Hyphenated names? I don’t think so. I, too, have never liked the idea of a person having two last names. It’s like you can’t make up your mind what your identity is or something. Choose one name and stick to it. People don’t change their first names willy-nilly. Most likely they will keep the same first name for a lifetime. Why should it be any different with your last name?

How is it indecisive? I am hyphenated because I decided upon a name which reflects who I have always been (Tracey Lewis) and my union with my husband (named Wick) in one package, thereby making me Tracey Lewis-Wick.

That my husband liked the sound of Lewis-Wick and has legally adopted it for himself is just a happy side effect.

It’s only “indecisive” if you feel that it’s indecisive to stand somewhere between the old guard tradition of women always taking their husband’s name and the new feminist ideal of refusing to “cede your identity” just because you’ve wed.

I’ve been known to do that in instances where it doesn’t matter, because the people to whom I’m introducing myself aren’t likely to remember my first name, let alone my last, and I don’t expect them to.

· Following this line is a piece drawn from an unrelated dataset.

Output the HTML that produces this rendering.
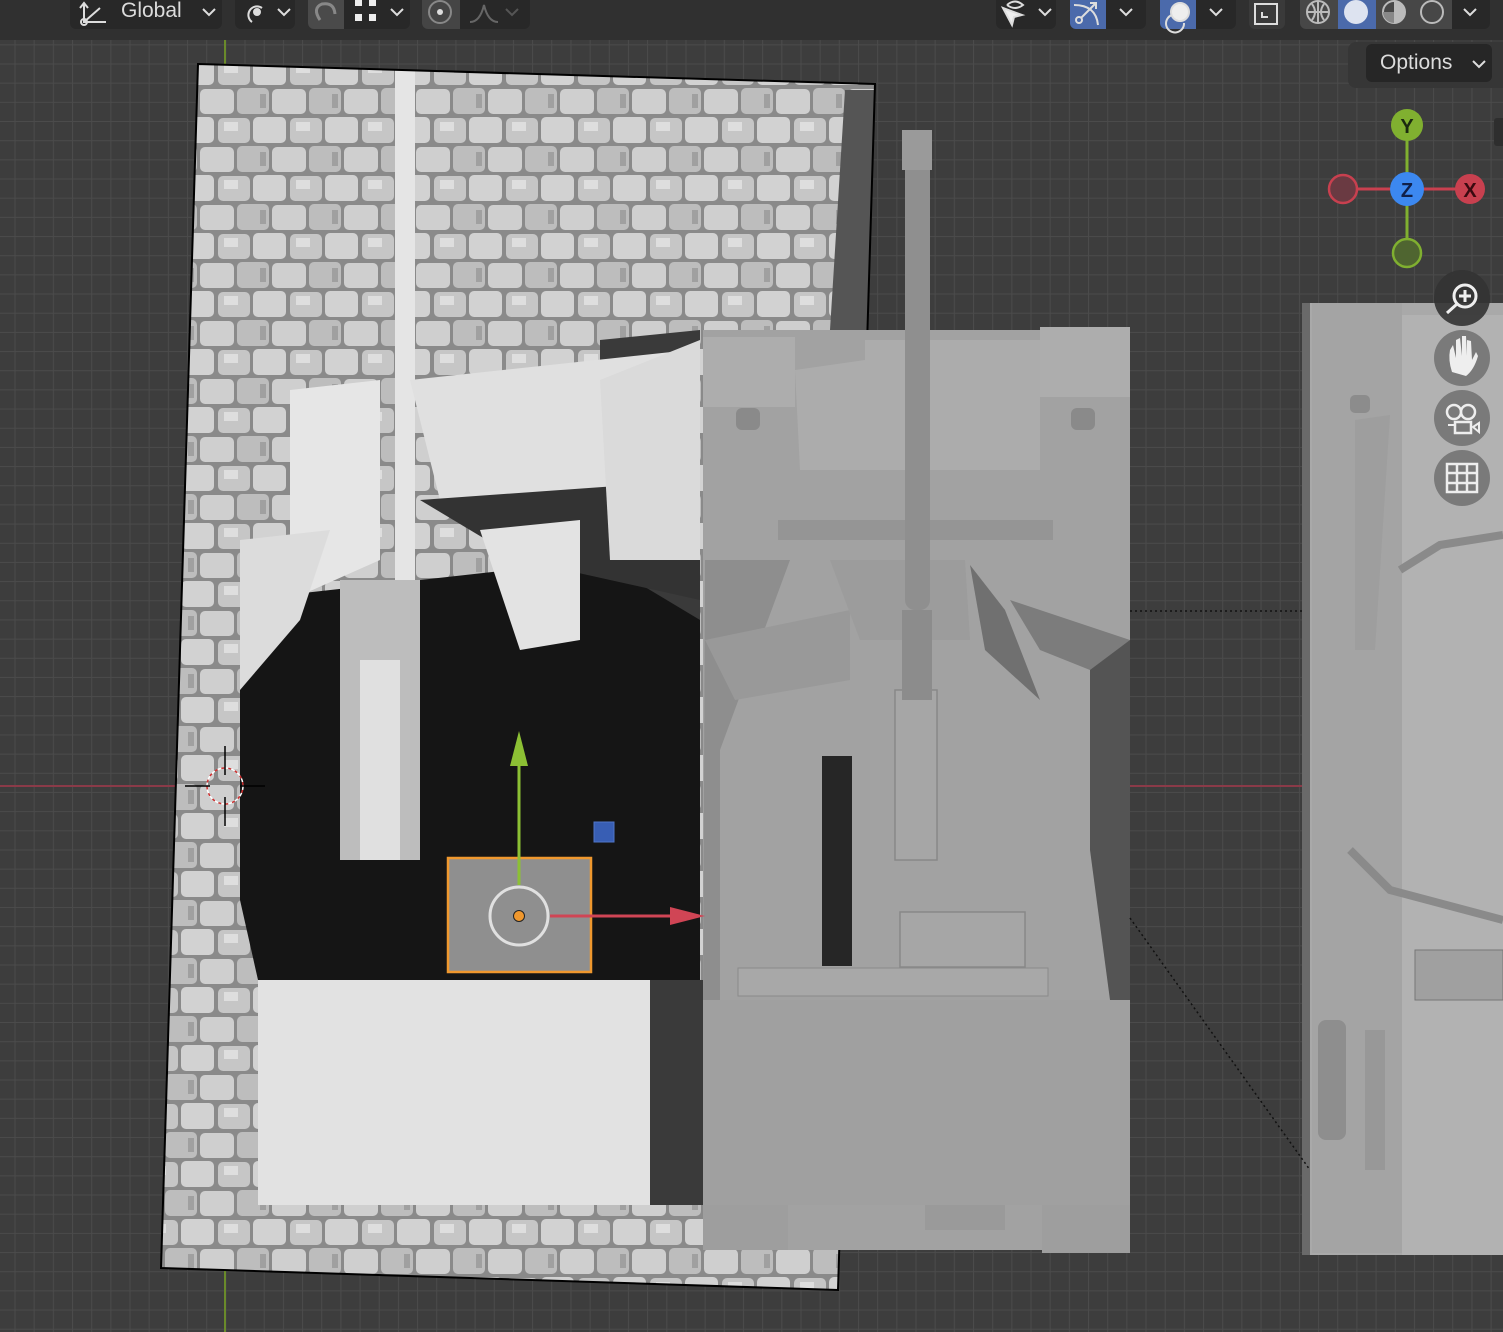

Meanwhile, I have no idea why being “Susan Jones-Smith” or “Susan Lester Perry” is seen to be so odd, unwieldy or off-putting but “Mary Ellen Smith” or “Lee Thomas Hoffman” is no big deal. (Or even hyphenated first names, like Anne-Claire Marshall or popularly, Mary-Ellis Bunim.) They’re names. If you aren’t sure how to address someone, just ask! (I’d rather tell someone ten times what my name is, exactly, than have them assume or take liberties about it twice.)

Asking is far better than making an assumption and possibly offending someone – and why is it surprising that people would be upset by those assumptions? Don’t you get upset when people mess up your name because they couldn’t bother to be careful or to ask you about the spelling or pronunciation or whatever?